Originally ran in Newcity Magazine on July 16, 2016
Over the years there have been numerous rockers who have gotten interested in classical music and become composers. Unquestionably the most successful of these was Frank Zappa, but he’s kind of a strange example because he was into avant-garde music early on. In fact, there’s a famous story that for his fifteenth birthday he rejected all gifts in lieu of a long distance call to New York to talk to Musique Concrète composer Edgard Varèse. Sadly Varèse wasn’t at home and Zappa would never meet him.
But back to our narrative. Generally when a rocker decides to go classical it’s for what I would consider to be all the wrong reasons. Often they’re just in it for the prescription drugs and freewheeling older ladies, and as such they don’t do their homework and they often write derivative music that sounds like watered-down eighteenth-century drivel. Yeah, Billy Joel, I’m talking to you.
But the last few years have seen a dramatic uptick in quality with guys like Glenn Kotche, Richard Reed Parry, Greg Saunier, Jonny Greenwood and numerous others composing sensitive, interesting classical music for major groups like Kronos Quartet and Eighth Blackbird. But it appears that we’re about to take a major step backwards because none other than Kip Winger has just thrown his cowboy hat into the ring.

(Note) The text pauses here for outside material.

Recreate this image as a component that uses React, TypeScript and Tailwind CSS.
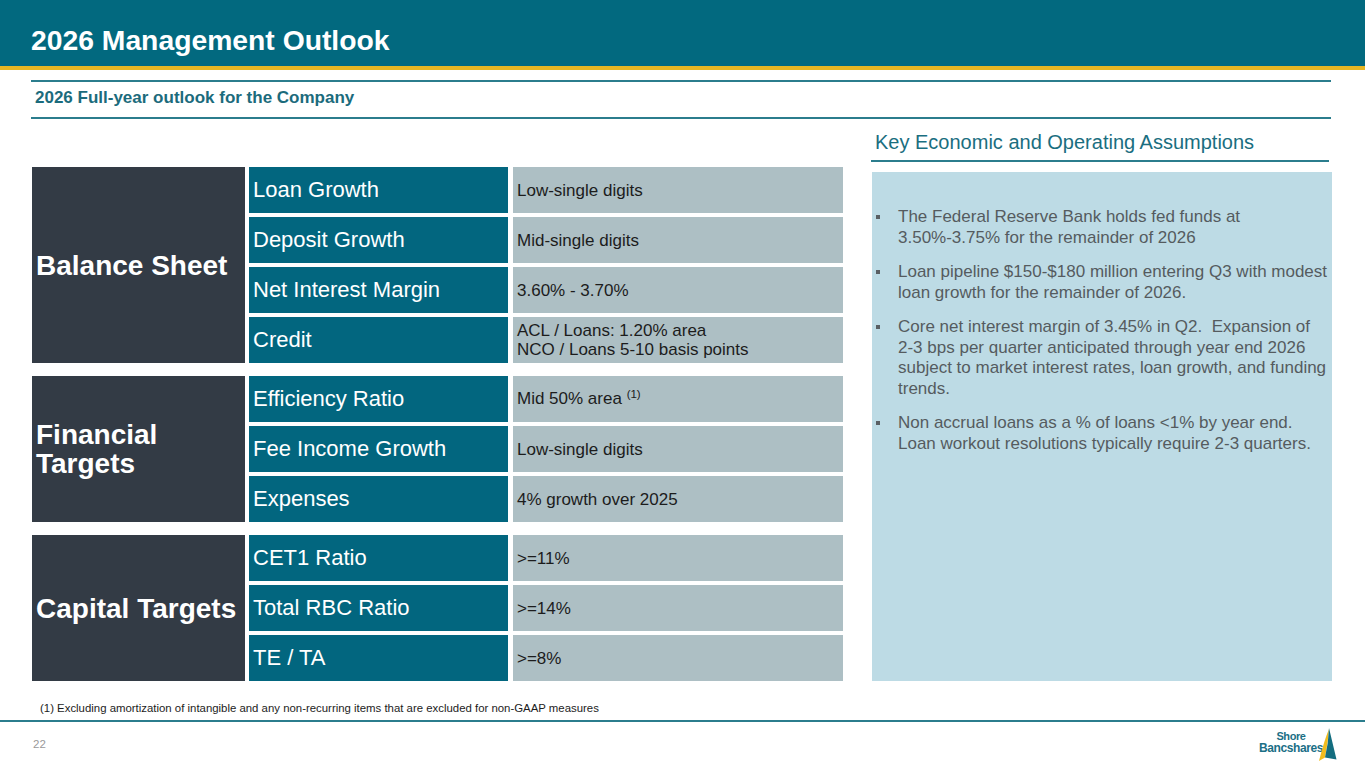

Yes, Winger is a composer now, and it’s tempting to follow in the footsteps of Metallica and Beavis and Butt-Head and mock him mercilessly, but what good would that do? Classical music has survived Mannheim Steamroller, Andrea Bocelli, Starbucks gift packages, a thousand years of truly awful puns and much more. Dammit, we’ll survive Kip Winger.
In the meantime, here’s some music not written by Winger.
Pitchfork After Show, Sun Ra Arkestra
Long after founding pianist, composer and bandleader Sun Ra departed this earthly realm to return to his native Saturn, the Arkestra is still going strong, enlightening us mere mortals with his uncategorizable, otherworldly soundscapes. Not surprisingly the glory days are long gone, but the current lineup features founding sax man Marshall Allen and longtime trumpeter Michael Ray and—well, the Arkestra is never not interesting. Somehow the double negative is appropriate.
July 16, 8pm at Constellation 3111 North Western; $20-$25. 18+
Pitchfork After Show, Holly Herndon
A graduate of San Francisco’s legendary Mills College, whose list of notable faculty and students includes Terry Riley, Steve Reich, Dave Brubeck, Luciano Berio and the members of Kronos Quartet among others, Holly Herndon is an electronic composer and singer who creates a multi-layered tapestry of sound culled from a diverse range of acoustic and synthesized sources. She’ll play Constellation for one night only as part of the Pitchfork after-parties.
July 17, 10pm at Constellation, 3111 North Western; $20. 18+
Osvaldo Golijov’s “Azul”
Former Chicago Symphony composer in residence and one of the few figures in classical music composition to have achieved mainstream success (a pesky little plagiarism problem a few years back notwithstanding), Osvaldo Golijov blends elements of his diverse Argentinian and Israeli backgrounds to write rhythmically compelling, lyrical music that is generally met with hysterical approval from his many adoring fans. Philip Glass’ “Life, a Journey Through Time” will also be performed.
July 20, 6:30pm at Millennium Park’s Jay Pritzker Pavilion, 55 North Michigan; $25-$89.
Stravinsky’s “The Firebird”
This is a fairly mainstream concert but, for my money, any chance to see Stravinsky’s still-astonishing score for the ballet “Firebird,” his first for legendary Ballets Russes impresario Sergei Diaghilev, should be seized upon. They’re performing it with puppets, which sounds a bit like something Kip Winger would do, but hopefully it won’t diminish the raw power of the music. This fiery piece is paired with music invoking the sea: Britten’s “Four Sea Interludes”—a work that’s always memorable for me because my undergraduate composition teacher once told me he would have given his left arm to have written it, which is obviously impossible—and Debussy’s beautiful “La Mer.”
July 26, 8pm at Ravinia Park Pavilion, Highland Park; $15-$75.